Despite a third Blackrock goal, from Alan Connolly, UCC looked to have pulled clear as the end approached only for the city side to fight back, Connolly sending the game to extra time, in which they managed to hold off the Students.

Connolly finished with 1-7 while Shane O’Keeffe had 2-1 with Tadhg Deasy and John O’Sullivan scoring five and four points respectively. For UCC, Conway had 14 points despite finishing on the losing side, with Pádraig Power scoring 0-6.

Later in the day, Glen Rovers saw off Erin’s Own by 0-22 to 3-9, with Cork star Patrick Horgan scoring 14 points. Maurice O’Carroll and Cian O’Callaghan had goals as Erin’s Own led by 2-6 to 0-7 at half-time and while the Glen fought back, Robbie O’Flynn struck for another Erin’s Own goal.

Cian O'Connor of Erin's Own in action against Simon Kennefick of Glen Rovers. Picture: Eóin Noonan/Sportsfile
Cian O'Connor of Erin's Own in action against Simon Kennefick of Glen Rovers. Picture: Eóin Noonan/Sportsfile

Ultimately, the Glen had enough staying power to edge ahead, with Donal Cronin, David Noonan and Simon Kennefick joining Horgan on the scoresheet.

It meant an old-style Rockies and Glen showdown in Páirc Uí Chaoimh on Sunday, October 4 and 80 minutes of hurling would be needed to separate the great rivals. While eight points separated the teams in the end, it was only in the closing stages that proper daylight emerged.

Despite the Rockies having the considerable wind behind them in the first half, it was the Glen — playing in a black change strip after a toss due to a clash of colours. — who had the game’s first three points but Blackrock settled and fired over six in a row, Alan Connolly with three while he hit the post with a goal effort.

While the Glen were back to within a point just after the water-break after points from Horgan and Dean Brosnan, Blackrock were on top, with Stephen Murphy and Niall Cashman impressive in the half-back line, and they led by 0-12 to 0-7 at half-time.

However, within five minutes of the restart, the sides were level thanks to two goals from the Glen’s Simon Kennefick. First, he doubled on Stephen McDonnell’s handpass after a good run by the defender; then, after Connolly’s sixth point for Blackrock, a McDonnell delivery was won by Kennefick and, though Gavin Connolly saved his shot, he poked home the rebound.

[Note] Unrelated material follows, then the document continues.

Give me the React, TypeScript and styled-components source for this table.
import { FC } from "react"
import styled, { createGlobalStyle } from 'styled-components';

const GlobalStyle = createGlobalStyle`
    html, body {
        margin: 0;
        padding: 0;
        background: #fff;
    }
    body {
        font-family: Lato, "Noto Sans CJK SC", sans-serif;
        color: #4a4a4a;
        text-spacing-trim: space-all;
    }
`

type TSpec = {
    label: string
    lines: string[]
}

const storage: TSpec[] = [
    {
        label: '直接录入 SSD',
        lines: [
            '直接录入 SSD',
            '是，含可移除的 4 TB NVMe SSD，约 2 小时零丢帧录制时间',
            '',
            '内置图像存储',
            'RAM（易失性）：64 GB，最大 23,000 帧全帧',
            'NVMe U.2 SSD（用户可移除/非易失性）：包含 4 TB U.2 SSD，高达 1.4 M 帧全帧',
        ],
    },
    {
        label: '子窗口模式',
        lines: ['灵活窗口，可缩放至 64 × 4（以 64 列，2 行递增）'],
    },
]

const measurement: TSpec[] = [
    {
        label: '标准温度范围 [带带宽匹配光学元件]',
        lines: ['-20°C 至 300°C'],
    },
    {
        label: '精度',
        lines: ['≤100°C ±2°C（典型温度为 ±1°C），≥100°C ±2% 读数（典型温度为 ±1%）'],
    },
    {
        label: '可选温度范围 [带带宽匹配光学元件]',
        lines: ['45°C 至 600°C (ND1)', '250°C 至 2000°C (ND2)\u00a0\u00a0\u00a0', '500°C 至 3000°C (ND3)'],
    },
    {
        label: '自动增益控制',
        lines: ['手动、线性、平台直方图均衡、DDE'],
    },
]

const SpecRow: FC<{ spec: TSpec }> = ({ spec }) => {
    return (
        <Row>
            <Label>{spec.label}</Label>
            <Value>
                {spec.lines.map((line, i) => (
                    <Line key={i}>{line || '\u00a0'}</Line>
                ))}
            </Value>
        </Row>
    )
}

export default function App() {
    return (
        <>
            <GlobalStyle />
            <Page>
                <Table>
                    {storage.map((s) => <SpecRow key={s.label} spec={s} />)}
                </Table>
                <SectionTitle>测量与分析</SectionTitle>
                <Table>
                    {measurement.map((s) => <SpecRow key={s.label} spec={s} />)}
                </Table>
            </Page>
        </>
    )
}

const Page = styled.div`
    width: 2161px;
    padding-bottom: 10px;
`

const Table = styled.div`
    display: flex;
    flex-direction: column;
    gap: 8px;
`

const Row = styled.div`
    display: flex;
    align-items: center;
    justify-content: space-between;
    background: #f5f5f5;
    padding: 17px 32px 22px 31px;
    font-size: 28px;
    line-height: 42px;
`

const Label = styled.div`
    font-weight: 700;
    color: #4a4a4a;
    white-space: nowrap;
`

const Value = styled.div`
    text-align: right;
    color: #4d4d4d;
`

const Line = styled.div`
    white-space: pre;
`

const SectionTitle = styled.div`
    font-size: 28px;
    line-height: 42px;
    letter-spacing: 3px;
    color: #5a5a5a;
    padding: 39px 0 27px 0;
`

The Glen, seeking to go one better than their defeat to Imokilly in the 2019 final, were back in front thanks to a Horgan 65 but, while they might have been expected to push on, Blackrock were back in front thanks to a great individual goal from sub Tadhg Deasy. Points from Michael O’Halloran and Connolly followed that but the Glen were level by the water-break thanks to a Horgan free and a goal from Mark Dooley after Liam Coughlan’s shot hit the crossbar.

In the final quarter, it was blow for blow, with the Glen looking likelier winners. In the 63rd minute, Patrick Horgan scored his eighth point, a lovely effort set up by sub Luke Horgan, but Blackrock replied through Connolly to force extra time – the first drawn Cork final since 1996.

Blackrock had the wind again in the first period of extra time and made it count as points from Connolly and sub Alan O’Callaghan were followed by a goal from Shane O’Keeffe, who poked home a Connolly delivery.

Things got even better when O’Keeffe set up Cotter to make it 3-24 to 3-14, but two Horgan dead balls left eight in it at the turnaround.

Blackrock and UCC players use their hurleys to shield their eyes from the sun in the epic semi-final at Páirc Uí Chaoimh. Picture: Eóin Noonan/Sportsfile
Blackrock and UCC players use their hurleys to shield their eyes from the sun in the epic semi-final at Páirc Uí Chaoimh. Picture: Eóin Noonan/Sportsfile

On the resumption, the Glen got right back into it as Patrick Horgan netted a penalty, awarded for a foul on himself, and two more frees from the Cork star left four in it.

However, Blackrock were not to be denied and sub Robbie Cotter made sure of victory when he forced a turnover and raced clear to score his second goal while Alan Connolly sent over two late frees to finish with a tally of 13 points. The final score was 4-26 to 4-18 and Blackrock’s drought was over.

Having been a member of the teams which won in 1999, 2001 and 2002, manager Ryan was naturally delighted to have helped to bridge the gap.

“It’s hard not to smile!” he laughed.

“I’ve seen the emotion of not winning it in 2017, so it’s a fantastic feeling. 

"It’s a very different feeling when you’re involved in a team than when you’re playing, it’s more satisfying when you’re involved and creating an environment for the lads to flourish, which they did.

 The Blackrock team celebrate their victory over Glen Rovers in the Co-Op Superstores Cork Premier SHC. Pictur:e Dan Linehan
The Blackrock team celebrate their victory over Glen Rovers in the Co-Op Superstores Cork Premier SHC. Pictur:e Dan Linehan

“It looked a bit like the UCC game and it was going away from us, I was saying, ‘Please give us something,’ towards the end and Alan Connolly stood up and sent over a free and put us into extra time.

“We got a bit of a run on them, we scored 2-4 and that gave us a cushion, even though in the second period Patrick Horgan got a penalty and there was a point or two. Robbie’s goal gave us that little bit of breathing space at the end.”